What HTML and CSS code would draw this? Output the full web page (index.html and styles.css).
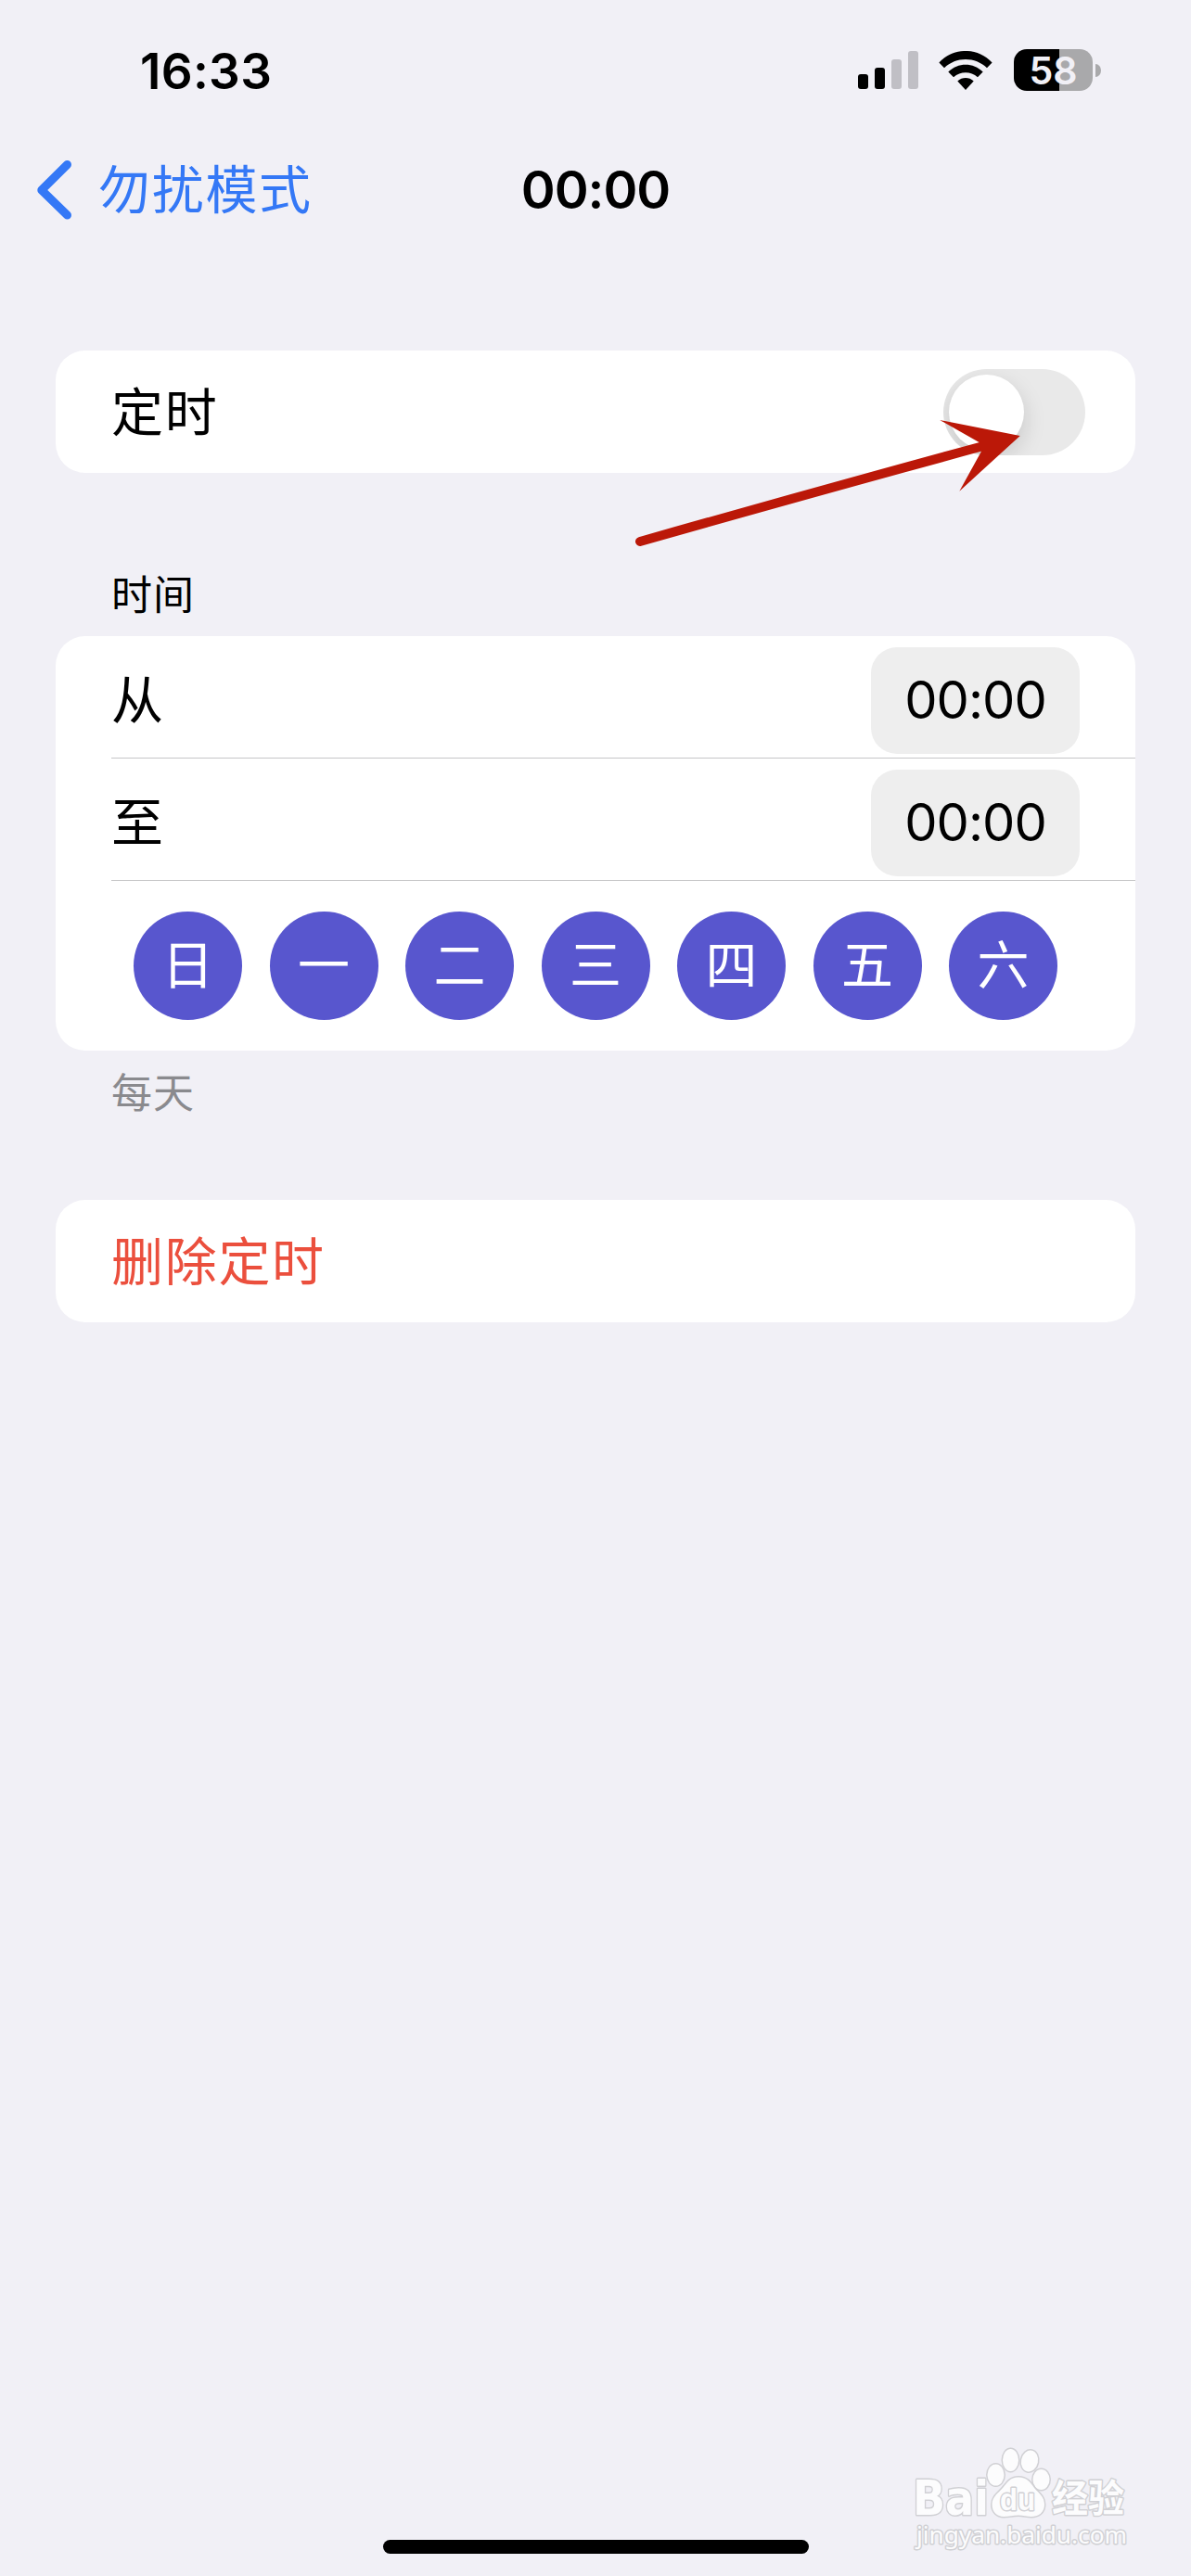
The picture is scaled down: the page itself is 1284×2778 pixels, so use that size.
FILE: index.html
```html
<!DOCTYPE html>
<html lang="zh-CN">
<head>
    <meta charset="UTF-8">
    <title>勿扰模式</title>
    <link rel="stylesheet" href="styles.css">
</head>
<body>
    <div class="status-bar">
        <span class="clock">16:33</span>
        <div class="status-icons">
            <svg class="signal" width="65" height="41" viewBox="0 0 65 41">
                <rect x="0" y="25" width="11" height="16" rx="3"/>
                <rect x="18" y="18" width="11" height="23" rx="3"/>
                <rect class="dim" x="36" y="9" width="11" height="32" rx="3"/>
                <rect class="dim" x="54" y="0" width="11" height="41" rx="3"/>
            </svg>
            <svg class="wifi" width="58" height="42" viewBox="0 0 58 42">
                <path d="M0.4 12.4C16-4.2 42-4.2 57.6 12.4L52 18.2C39.500 5.800 18.500 5.800 6 18.200Z"/>
                <path d="M10.300 22.500C20.800 12 37.200 12 47.700 22.500L42 28.300C34.500 21.500 23.500 21.500 16 28.300Z"/>
                <path d="M20.300 32.500C25.300 27.900 32.700 27.900 37.700 32.500L29 42Z"/>
            </svg>
            <div class="battery"><span>58</span></div>
            <div class="battery-cap"></div>
        </div>
    </div>

    <header class="nav">
        <a class="back">
            <svg width="38" height="64" viewBox="0 0 38 64"><path d="M32.500 4.500L4.800 32L32.500 59"/></svg>
            <span>勿扰模式</span>
        </a>
        <h1>00:00</h1>
    </header>

    <main>
        <section class="card row">
            <span>定时</span>
            <div class="switch"><div class="knob"></div></div>
        </section>

        <h2 class="section-title">时间</h2>
        <section class="card">
            <div class="row line">
                <span class="label">从</span>
                <span class="time">00:00</span>
            </div>
            <div class="row line">
                <span class="label">至</span>
                <span class="time">00:00</span>
            </div>
            <div class="days">
                <span>日</span>
                <span>一</span>
                <span>二</span>
                <span>三</span>
                <span>四</span>
                <span>五</span>
                <span>六</span>
            </div>
        </section>
        <p class="note">每天</p>

        <section class="card row delete">
            <span>删除定时</span>
        </section>
    </main>

    <!-- 指向开关的箭头 -->
    <svg class="arrow" width="420" height="150" viewBox="0 0 420 150">
        <path class="shaft" d="M10 134Q200 80 380 31"/>
        <path class="head" d="M419.700 20L333.200 3L376 27.300L378 36.700L354.300 79.700Z"/>
    </svg>

    <svg class="watermark" width="250" height="130" viewBox="0 0 250 130">
        <g class="mark">
            <text class="brand" x="4" y="81.500" textLength="82" lengthAdjust="spacingAndGlyphs">Bai</text>
            <ellipse cx="93.500" cy="39" rx="9" ry="11.500"/>
            <ellipse cx="109.500" cy="23" rx="8.500" ry="12"/>
            <ellipse cx="130" cy="24" rx="9" ry="11.500" transform="rotate(12 130 24)"/>
            <ellipse cx="142.500" cy="44" rx="9" ry="11"/>
            <path d="M118 41.500C127 41.500 131 47 135 53C140 59 146 62 146 71C146 80 139 84 132 84C127 84 123 82.500 118 82.500C112 82.500 108 84 102 84C95 84 89.500 79 89.500 71C89.500 62 97 58 101 53C106 47 109 41.500 118 41.500Z"/>
            <text class="du" x="98" y="77" textLength="38" lengthAdjust="spacingAndGlyphs">du</text>
            <text class="cn" x="154" y="78.500" textLength="78" lengthAdjust="spacingAndGlyphs">经验</text>
            <text class="site" x="8" y="113" textLength="227" lengthAdjust="spacingAndGlyphs">jingyan.baidu.com</text>
        </g>
    </svg>

    <div class="home-bar"></div>
</body>
</html>
```

FILE: styles.css
```css
* { box-sizing: border-box; }
body {
    position: relative;
    display: flex;
    flex-direction: column;
    width: 1284px;
    height: 2778px;
    margin: 0;
    overflow: hidden;
    background: #f1f0f6;
    color: #000;
    font-family: Inter, "Noto Sans CJK SC", sans-serif;
    font-size: 56px;
}
h1, h2, p { margin: 0; font-weight: 400; }

/* 状态栏 */
.status-bar {
    display: flex;
    justify-content: space-between;
    height: 150px;
    padding: 53px 97px 0 151px;
}
.clock { height: 48px; line-height: 49px; font-size: 53px; font-weight: 600; letter-spacing: 0.3px; }
.status-icons { display: flex; align-items: center; height: 45px; }
.signal { margin-right: 22px; }
.signal .dim { fill: #c0bfc5; }
.wifi { margin-right: 23px; }
.battery {
    width: 85px;
    height: 45px;
    border-radius: 14px;
    background: linear-gradient(to right, #000 49px, #a9a9ab 49px);
    color: #f1f0f6;
    font-size: 41px;
    font-weight: 600;
    line-height: 46px;
    text-align: center;
}
.battery-cap { width: 6px; height: 14px; margin-left: 3px; border-radius: 0 6px 6px 0 / 0 7px 7px 0; background: #a9a9ab; }

/* 导航栏 */
.nav {
    display: grid;
    grid-template-columns: 1fr auto 1fr;
    align-items: center;
    height: 110px;
    padding: 0 40px;
}
.back { display: flex; align-items: center; gap: 28px; color: #3478f6; letter-spacing: 1.7px; line-height: 80px; }
.back path { fill: none; stroke: #3478f6; stroke-width: 9; stroke-linecap: round; stroke-linejoin: round; }
.nav h1 { font-size: 56px; font-weight: 600; letter-spacing: -1px; line-height: 80px; }

/* 列表 */
main { padding: 118px 60px 0; }
.card { border-radius: 32px; background: #fff; }
.row {
    display: flex;
    align-items: center;
    justify-content: space-between;
    height: 132px;
    padding: 2px 60px 0;
    line-height: 80px;
    letter-spacing: 1.7px;
}
.line { margin-left: 60px; padding-left: 0; border-bottom: 1px solid #c6c6c8; }
.label { padding-top: 4px; }
.switch {
    width: 153px;
    height: 93px;
    margin: -2px -6px 0 0;
    padding: 6px;
    border-radius: 47px;
    background: #e9e9e9;
    overflow: hidden;
}
.knob { width: 81px; height: 81px; border-radius: 50%; background: #fff; box-shadow: 0 9px 24px rgba(0, 0, 0, 0.15); }
.section-title { height: 176px; padding: 99px 60px 0; font-size: 44px; line-height: 66px; letter-spacing: 1px; }
.time {
    width: 225px;
    height: 115px;
    margin-top: 6px;
    border-radius: 28px;
    background: #eee;
    line-height: 115px;
    text-align: center;
    letter-spacing: -1px;
}
.days { display: flex; justify-content: space-between; padding: 33px 84px; }
.days span {
    width: 117px;
    height: 117px;
    border-radius: 50%;
    background: #5856ce;
    color: #fff;
    line-height: 117px;
    text-align: center;
}
.note { height: 161px; padding: 13px 60px 0; color: #8a8a8e; font-size: 44px; line-height: 66px; letter-spacing: 1px; }
.delete { color: #eb4f3d; }

/* 覆盖在页面上的元素 */
.arrow { position: absolute; left: 680px; top: 450px; }
.arrow .shaft { fill: none; stroke: #bb1808; stroke-width: 10; stroke-linecap: round; }
.arrow .head { fill: #bb1808; }
.watermark { position: absolute; left: 980px; top: 2630px; }
.mark { fill: #fcfcfd; stroke: #d0d0d4; stroke-width: 3; stroke-linejoin: round; paint-order: stroke; }
.brand { font: bold 52px "DejaVu Sans", sans-serif; }
.du { font: bold 34px "Liberation Sans", sans-serif; }
.cn { font: bold 41px "Noto Sans CJK SC", sans-serif; }
.site { font: 26px "Noto Sans", sans-serif; }
.home-bar { width: 459px; height: 15px; margin: auto auto 24px 413px; border-radius: 8px; background: #000; }
```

Instruction
Look back over the material above and state how many lines hold the word "index". Write the number and nothing else.

Complete output
2